----- Exercise data
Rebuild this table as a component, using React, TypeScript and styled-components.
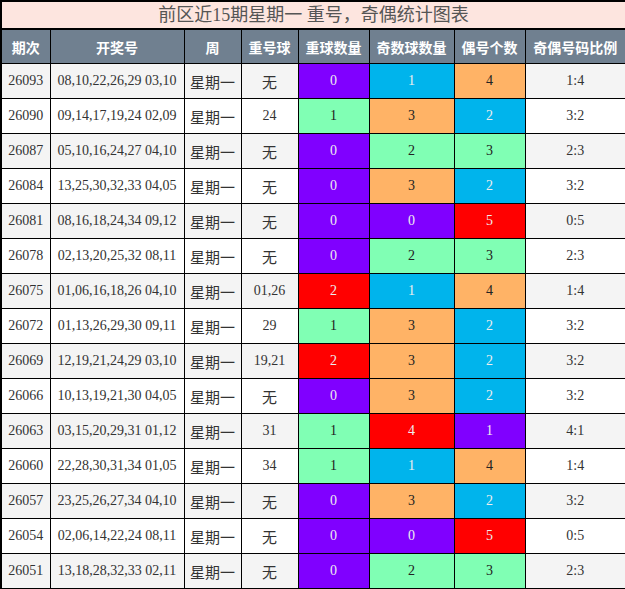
import React from "react";
import styled, { createGlobalStyle } from "styled-components";

const Global = createGlobalStyle`
  html, body { margin: 0; padding: 0; background: #fff; }
  body { font-family: "Liberation Serif", "Noto Sans CJK SC", serif; }
`;

const Table = styled.table`
  width: 625px;
  border-collapse: collapse;
  table-layout: fixed;
  border: 2px solid #000;
`;

const TitleCell = styled.td`
  height: 26px;
  padding: 0;
  background: #fde5df;
  color: #555;
  font-size: 18px;
  text-align: center;
  border-bottom: 2px solid #000;
  font-family: "Liberation Serif", "Noto Sans CJK SC", serif;
  line-height: 26px;
`;

const Th = styled.th`
  height: 33px;
  padding: 0;
  background: #708090;
  color: #fff;
  font-weight: bold;
  font-size: 14px;
  font-family: "Noto Sans CJK SC", sans-serif;
  border: 1px solid #000;
  text-align: center;
  white-space: nowrap;
`;

const Tr = styled.tr<{ $odd: boolean }>`
  background: ${(p) => (p.$odd ? "#f4f4f4" : "#fff")};
`;

const Td = styled.td<{ $cjk?: boolean; $bg?: string; $fg?: string }>`
  height: 34px;
  padding: 0;
  border: 1px solid #000;
  text-align: center;
  white-space: nowrap;
  font-size: ${(p) => (p.$cjk ? "15px" : "14px")};
  font-family: ${(p) =>
    p.$cjk ? '"Noto Sans CJK SC", sans-serif' : '"Liberation Serif", "Noto Sans CJK SC", serif'};
  color: ${(p) => p.$fg || "#333"};
  background: ${(p) => p.$bg || "transparent"};
`;

const PURPLE = "#8000ff";
const CYAN = "#00b4ec";
const ORANGE = "#ffb366";
const GREEN = "#80ffb4";
const RED = "#ff0000";

const light = (c: string) => c === PURPLE || c === CYAN || c === RED;

const col5: Record<number, string> = { 0: PURPLE, 1: GREEN, 2: RED };
const col6: Record<number, string> = { 0: PURPLE, 1: CYAN, 2: GREEN, 3: ORANGE, 4: RED };
const col7: Record<number, string> = { 1: PURPLE, 2: CYAN, 3: GREEN, 4: ORANGE, 5: RED };

const rows: [string, string, string, number, number, number, string][] = [
  ["26093", "08,10,22,26,29 03,10", "无", 0, 1, 4, "1:4"],
  ["26090", "09,14,17,19,24 02,09", "24", 1, 3, 2, "3:2"],
  ["26087", "05,10,16,24,27 04,10", "无", 0, 2, 3, "2:3"],
  ["26084", "13,25,30,32,33 04,05", "无", 0, 3, 2, "3:2"],
  ["26081", "08,16,18,24,34 09,12", "无", 0, 0, 5, "0:5"],
  ["26078", "02,13,20,25,32 08,11", "无", 0, 2, 3, "2:3"],
  ["26075", "01,06,16,18,26 04,10", "01,26", 2, 1, 4, "1:4"],
  ["26072", "01,13,26,29,30 09,11", "29", 1, 3, 2, "3:2"],
  ["26069", "12,19,21,24,29 03,10", "19,21", 2, 3, 2, "3:2"],
  ["26066", "10,13,19,21,30 04,05", "无", 0, 3, 2, "3:2"],
  ["26063", "03,15,20,29,31 01,12", "31", 1, 4, 1, "4:1"],
  ["26060", "22,28,30,31,34 01,05", "34", 1, 1, 4, "1:4"],
  ["26057", "23,25,26,27,34 04,10", "无", 0, 3, 2, "3:2"],
  ["26054", "02,06,14,22,24 08,11", "无", 0, 0, 5, "0:5"],
  ["26051", "13,18,28,32,33 02,11", "无", 0, 2, 3, "2:3"],
];

const widths = [49, 134, 57, 57, 71, 85, 71, 101];
const headers = ["期次", "开奖号", "周", "重号球", "重球数量", "奇数球数量", "偶号个数", "奇偶号码比例"];

const ColorCell: React.FC<{ bg: string; v: number }> = ({ bg, v }) => (
  <Td $bg={bg} $fg={light(bg) ? "#eee" : "#222"}>
    {v}
  </Td>
);

export default function App() {
  return (
    <>
      <Global />
      <Table>
        <colgroup>
          {widths.map((w, i) => (
            <col key={i} style={{ width: w }} />
          ))}
        </colgroup>
        <tbody>
          <tr>
            <TitleCell colSpan={8}>前区近15期星期一 重号，奇偶统计图表</TitleCell>
          </tr>
          <tr>
            {headers.map((h) => (
              <Th key={h}>{h}</Th>
            ))}
          </tr>
          {rows.map((r, i) => (
            <Tr key={r[0]} $odd={i % 2 === 0}>
              <Td>{r[0]}</Td>
              <Td>{r[1]}</Td>
              <Td $cjk>星期一</Td>
              <Td $cjk={r[2] === "无"}>{r[2]}</Td>
              <ColorCell bg={col5[r[3]]} v={r[3]} />
              <ColorCell bg={col6[r[4]]} v={r[4]} />
              <ColorCell bg={col7[r[5]]} v={r[5]} />
              <Td>{r[6]}</Td>
            </Tr>
          ))}
        </tbody>
      </Table>
    </>
  );
}
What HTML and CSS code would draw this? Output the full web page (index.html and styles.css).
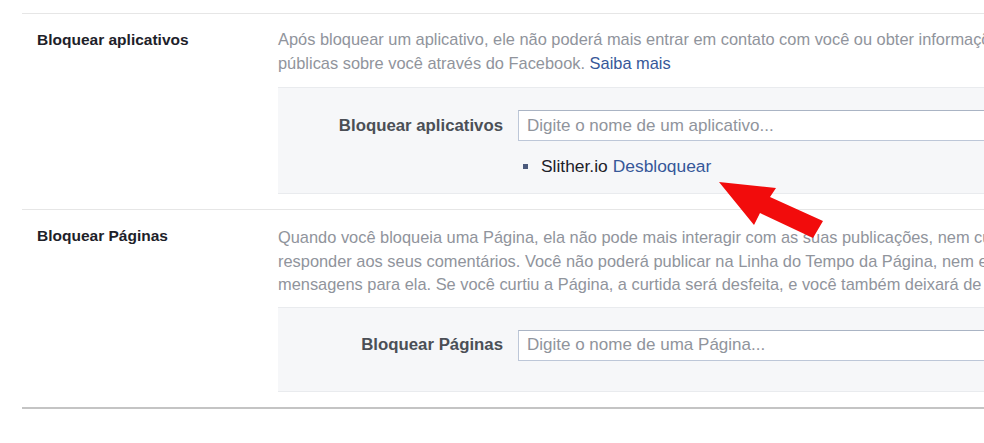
FILE: index.html
```html
<!doctype html>
<html lang="pt-BR">
<head>
<meta charset="utf-8">
<title>Bloquear</title>
<link rel="stylesheet" href="styles.css">
</head>
<body>

<div class="page">
  <div class="section">
    <div class="title">Bloquear aplicativos</div>
    <div class="content">
      <p class="desc">Após bloquear um aplicativo, ele não poderá mais entrar em contato com você ou obter informações não<br>
        públicas sobre você através do Facebook. <a href="#">Saiba mais</a></p>
      <div class="box">
        <div class="field">
          <label>Bloquear aplicativos</label>
          <input type="text" placeholder="Digite o nome de um aplicativo...">
        </div>
        <ul class="blocked">
          <li>Slither.io <a href="#">Desbloquear</a></li>
        </ul>
      </div>
    </div>
  </div>

  <div class="section second">
    <div class="title">Bloquear Páginas</div>
    <div class="content">
      <p class="desc">Quando você bloqueia uma Página, ela não pode mais interagir com as suas publicações, nem curtir ou<br>
        responder aos seus comentários. Você não poderá publicar na Linha do Tempo da Página, nem enviar<br>
        mensagens para ela. Se você curtiu a Página, a curtida será desfeita, e você também deixará de segui-la.</p>
      <div class="box tall">
        <div class="field">
          <label>Bloquear Páginas</label>
          <input type="text" placeholder="Digite o nome de uma Página...">
        </div>
      </div>
    </div>
  </div>
</div>

<svg class="arrow" width="984" height="443" viewBox="0 0 984 443">
  <polygon points="719,182 776,188 770,197 823,221 813,238 760,213 754,225" fill="#f20c0c"/>
</svg>

</body>
</html>
```

FILE: styles.css
```css
body {
  margin: 0;
  background: #fff;
  overflow: hidden;
  font-family: "Liberation Sans", Arial, sans-serif;
}
.page {
  margin: 13px 0 0 22px;
  width: 1240px;
  border-bottom: 2px solid #c4c4c4;
}
.section {
  display: grid;
  grid-template-columns: 256px 1fr;
  border-top: 1px solid #e6e6e6;
  padding: 14px 0 15px;
}
.section.second .desc {
  margin-top: 2px;
  margin-bottom: -2px;
}
.title {
  padding-left: 15px;
  font-size: 15.5px;
  font-weight: bold;
  line-height: 23.5px;
  color: #1d2129;
}
.desc {
  margin: 0;
  font-size: 16.4px;
  line-height: 23.5px;
  color: #90949c;
  white-space: nowrap;
}
.desc a {
  color: #365899;
  text-decoration: none;
}
.box {
  margin-top: 12px;
  background: #f6f7f9;
  border-top: 1px solid #e9ebee;
  border-bottom: 1px solid #e9ebee;
  padding: 22px 0 17px;
}
.box.tall {
  padding-bottom: 30px;
}
.field {
  display: grid;
  grid-template-columns: 225px 1fr;
  column-gap: 15px;
  align-items: center;
}
.field label {
  text-align: right;
  font-size: 16.8px;
  font-weight: bold;
  color: #4b4f56;
}
.field input {
  height: 31px;
  box-sizing: border-box;
  border: 1px solid #bdc7d8;
  border-top-color: #aab4c4;
  background: #fff;
  padding: 0 8px;
  font: 17px "Liberation Sans", Arial, sans-serif;
  color: #1d2129;
}
.field input::placeholder {
  color: #90949c;
}
.blocked {
  margin: 15px 0 0 240px;
  padding: 0;
  list-style: none;
}
.blocked li {
  font-size: 17.4px;
  line-height: 20px;
  color: #1d2129;
  display: flex;
  align-items: center;
}
.blocked li::before {
  content: "";
  width: 5px;
  height: 5px;
  background: #4b5a7c;
  margin: 0 13px 0 5px;
}
.blocked a {
  color: #365899;
  text-decoration: none;
  margin-left: 5px;
}
.arrow {
  position: absolute;
  left: 0;
  top: 0;
  pointer-events: none;
}
```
----------
Directive:
Print the data above verbatim from the first line through the line holding "const col7: Record<number, string>", leaving every picture out.

Exercise response:
Rebuild this table as a component, using React, TypeScript and styled-components.
import React from "react";
import styled, { createGlobalStyle } from "styled-components";

const Global = createGlobalStyle`
  html, body { margin: 0; padding: 0; background: #fff; }
  body { font-family: "Liberation Serif", "Noto Sans CJK SC", serif; }
`;

const Table = styled.table`
  width: 625px;
  border-collapse: collapse;
  table-layout: fixed;
  border: 2px solid #000;
`;

const TitleCell = styled.td`
  height: 26px;
  padding: 0;
  background: #fde5df;
  color: #555;
  font-size: 18px;
  text-align: center;
  border-bottom: 2px solid #000;
  font-family: "Liberation Serif", "Noto Sans CJK SC", serif;
  line-height: 26px;
`;

const Th = styled.th`
  height: 33px;
  padding: 0;
  background: #708090;
  color: #fff;
  font-weight: bold;
  font-size: 14px;
  font-family: "Noto Sans CJK SC", sans-serif;
  border: 1px solid #000;
  text-align: center;
  white-space: nowrap;
`;

const Tr = styled.tr<{ $odd: boolean }>`
  background: ${(p) => (p.$odd ? "#f4f4f4" : "#fff")};
`;

const Td = styled.td<{ $cjk?: boolean; $bg?: string; $fg?: string }>`
  height: 34px;
  padding: 0;
  border: 1px solid #000;
  text-align: center;
  white-space: nowrap;
  font-size: ${(p) => (p.$cjk ? "15px" : "14px")};
  font-family: ${(p) =>
    p.$cjk ? '"Noto Sans CJK SC", sans-serif' : '"Liberation Serif", "Noto Sans CJK SC", serif'};
  color: ${(p) => p.$fg || "#333"};
  background: ${(p) => p.$bg || "transparent"};
`;

const PURPLE = "#8000ff";
const CYAN = "#00b4ec";
const ORANGE = "#ffb366";
const GREEN = "#80ffb4";
const RED = "#ff0000";

const light = (c: string) => c === PURPLE || c === CYAN || c === RED;

const col5: Record<number, string> = { 0: PURPLE, 1: GREEN, 2: RED };
const col6: Record<number, string> = { 0: PURPLE, 1: CYAN, 2: GREEN, 3: ORANGE, 4: RED };
const col7: Record<number, string> = { 1: PURPLE, 2: CYAN, 3: GREEN, 4: ORANGE, 5: RED };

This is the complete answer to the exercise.